Besinnung

Verständigung über die Grenzen von gegnerischen Positionen ist möglich, wie Luciano Simioni eindrücklich zeigt.

Ein Stück Mauerwerk und ein Vorhang aus Draht genügen, um die Spannweite der Thematik zu benennen. Es sind schon die Ruinen der beiden Leben, die Luciano Simioni in zwei aufeinander folgenden Monologen der Annäherung in «R&B – Vom Feind zum Freund» nach realem Vorbild thematisiert. Bassam Aramin, Muslim, Palästinenser und Rami Elhanan, Jude, Israeli. Beide sind sie Väter. Beide haben je eine Tochter verloren. Von einem Soldaten erschossen. Von Selbstmordattentätern in die Luft gesprengt. Als Kinder. Die Väter durchlaufen einen vergleichbaren Weg der Trauerverarbeitung. Auf den Schock folgt die Wut folgt die Rachlust folgt die Besinnung folgt das Lebensbegehren folgt die Chance der Aussöhnung durch die Teilhabe im «Parents Circle». Die Originalberichte zeugen von einer umfassenden Separiertheit des Alltags und der Lebensrealitäten von Israeli und Palästinensern. Die Unkenntnis des anderen vereinfacht anscheinend dessen Stilisierung zum Feind. Im Blick zurück zeigen sich beide Perspektiven selbstkritisch gegenüber einer jahrelangen Selbstgenügsamkeit im jeweiligen Trott.

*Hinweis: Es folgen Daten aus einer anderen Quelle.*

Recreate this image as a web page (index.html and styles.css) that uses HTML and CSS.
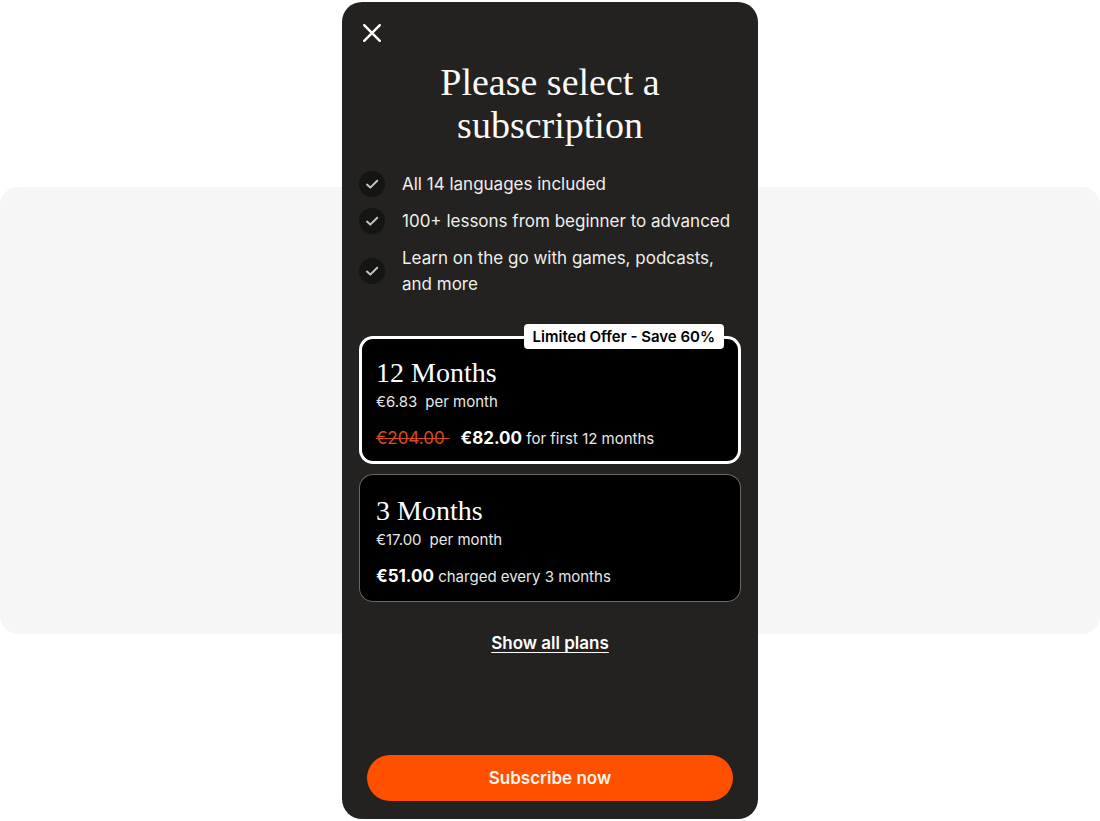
FILE: index.html
```html
<!DOCTYPE html>
<html lang="en">
<head>
<meta charset="utf-8">
<meta name="viewport" content="width=device-width, initial-scale=1">
<title>Please select a subscription</title>
<link rel="stylesheet" href="styles.css">
</head>
<body>
<main class="stage">
  <form class="panel">
    <button class="close" type="button" aria-label="Close">
      <svg width="20" height="20" viewBox="0 0 20 20"><path d="M2.2 2.2 17.8 17.8M17.8 2.2 2.2 17.8"/></svg>
    </button>
    <h1 class="title">Please select a subscription</h1>
    <ul class="features">
      <li class="feature">
        <svg class="tick" viewBox="0 0 26 26"><circle cx="13" cy="13" r="13"/><path d="M8 13.6 11.3 16.6 18.2 9.8"/></svg>
        <span>All 14 languages included</span>
      </li>
      <li class="feature">
        <svg class="tick" viewBox="0 0 26 26"><circle cx="13" cy="13" r="13"/><path d="M8 13.6 11.3 16.6 18.2 9.8"/></svg>
        <span>100+ lessons from beginner to advanced</span>
      </li>
      <li class="feature">
        <svg class="tick" viewBox="0 0 26 26"><circle cx="13" cy="13" r="13"/><path d="M8 13.6 11.3 16.6 18.2 9.8"/></svg>
        <span>Learn on the go with games, podcasts, and more</span>
      </li>
    </ul>
    <div class="plans">
      <label class="plan">
        <input class="plan-input" type="radio" name="plan" value="12" checked>
        <span class="badge">Limited Offer - Save 60%</span>
        <span class="plan-name">12 Months</span>
        <span class="rate"><span>€6.83</span><span>per month</span></span>
        <span class="total"><s class="old">€204.00&nbsp;</s><span><b class="price">€82.00</b> for first 12 months</span></span>
      </label>
      <label class="plan">
        <input class="plan-input" type="radio" name="plan" value="3">
        <span class="plan-name">3 Months</span>
        <span class="rate"><span>€17.00</span><span>per month</span></span>
        <span class="total"><span><b class="price">€51.00</b> charged every 3 months</span></span>
      </label>
    </div>
    <a class="all-plans" href="#plans">Show all plans</a>
    <button class="subscribe" type="submit">Subscribe now</button>
  </form>
</main>
</body>
</html>
```
FILE: styles.css
```css
* { box-sizing: border-box; }

body {
  margin: 0;
  background: #fff;
  font-family: Inter, "Liberation Sans", sans-serif;
}

.stage {
  display: grid;
  align-items: center;
  justify-items: center;
  min-height: 100vh;
  padding: 2px 0;
}

.stage::before {
  content: "";
  grid-area: 1 / 1;
  width: 100%;
  height: 447px;
  border-radius: 18px;
  background: #f6f6f6;
}

.panel {
  grid-area: 1 / 1;
  align-self: stretch;
  display: flex;
  flex-direction: column;
  width: 100%;
  max-width: 416px;
  padding: 21px 17px 18px;
  border-radius: 20px;
  background: #232220;
  color: #fbfaf8;
  z-index: 1;
}

.close {
  align-self: flex-start;
  display: flex;
  margin-left: 3px;
  padding: 0;
  border: 0;
  background: none;
}

.close path {
  fill: none;
  stroke: #fff;
  stroke-width: 2.4;
  stroke-linecap: round;
}

.title {
  max-width: 260px;
  margin: 18px auto 24px;
  font: 400 38px/43px "Liberation Serif", serif;
  text-align: center;
}

.features {
  display: flex;
  flex-direction: column;
  gap: 11px;
  margin: 0 0 39px;
  padding: 0;
  list-style: none;
  font-size: 17px;
  line-height: 26px;
  color: #efeeec;
}

.feature {
  display: flex;
  align-items: center;
  gap: 17px;
}

.tick {
  flex: none;
  width: 26px;
  height: 26px;
}

.tick circle { fill: #151514; }

.tick path {
  fill: none;
  stroke: #c4c3c1;
  stroke-width: 2;
  stroke-linecap: round;
  stroke-linejoin: round;
}

.plans {
  display: flex;
  flex-direction: column;
  gap: 10px;
}

.plan {
  position: relative;
  display: flex;
  flex-direction: column;
  padding: 19px 17px 14px;
  border-radius: 14px;
  background: #000;
  box-shadow: inset 0 0 0 1px #6a6967;
  font-size: 15px;
  line-height: 22px;
  color: #e8e7e5;
}

.plan:has(.plan-input:checked) { box-shadow: inset 0 0 0 3px #fff; }

.plan-input {
  position: absolute;
  opacity: 0;
  margin: 0;
}

.badge {
  position: absolute;
  top: -12px;
  right: 17px;
  padding: 0 9px;
  border-radius: 4px;
  background: #fff;
  color: #000;
  font-size: 15px;
  font-weight: 600;
  line-height: 25px;
}

.plan-name {
  font: 400 28px/36px "Liberation Serif", serif;
  color: #fff;
}

.rate {
  display: flex;
  gap: 8px;
}

.total {
  display: flex;
  gap: 11px;
  margin-top: 14px;
}

.old {
  font-size: 17px;
  color: #d94a1c;
}

.price {
  font-size: 17px;
  font-weight: 700;
  color: #fff;
}

.all-plans {
  align-self: center;
  margin: 29px 0;
  color: #fff;
  font-size: 17px;
  font-weight: 600;
  line-height: 24px;
  text-underline-offset: 3px;
}

.subscribe {
  margin: auto 8px 0;
  padding: 0;
  border: 0;
  border-radius: 23px;
  background: #ff5000;
  color: #fff5e9;
  font: 600 17px/46px Inter, "Liberation Sans", sans-serif;
}
```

Beide bereuen, den realen zwischenmenschlichen Kontakt nicht schon sehr viel früher gesucht zu haben. Matthias Gubler mit So­pransaxophon und Lisette Stoffel mit einer transportablen Blasbalgorgel verleihen den Erzählungen musikalisch eine andächtig würdevolle Stimmung. Die Berichte sind intensiv und lassen die Zeit im Nu hinter sich.

Trotz aller Unterschiede ähnelten sich die beiden Leben von Bassam Aramin und Rami Elhanan darin, dass sie ihr Gegenüber nicht nur nie trafen oder sich für dessen Leben interessierten, sondern insbesondere darin, den anderen überhaupt nicht als Menschen wahrgenommen zu haben. Als ebenfalls Vater, als ebenfalls Liebender, als ebenfalls Teil einer sozialen Struktur, als ebenfalls – wenn auch verschieden – unter den grösseren politischen Umständen leidend. Beide kamen nicht ganz allein von sich aus auf die Idee, einen Erstkontakt via «Parents Circle» mit dem sogenannten Feind zu suchen. Sie sind also weder moralisch noch sonstwie klügere, weisere oder bessere Menschen als der jeweils andere, geschweige denn alle anderen. Aber ihre Erfahrung mit dem Direktkontakt in einer Gruppe mit der Gemeinsamkeit der Trauererfahrung um ein verschiedenes Kind hat ihre Wahrnehmung und Einstellung gegenüber dem jeweils anderen fundamental verändert. Sie nennen es offen eine Bereicherung, weshalb sie seither als Tandem mit der Geschichte ihrer Entwicklung aufeinander zu öffentlich für Besinnung und Versöhnung werben. Als lebende Beweise, dass es machbar ist.

«R&B – Vom Feind zum Freund», 18.4., Keller62, Zürich.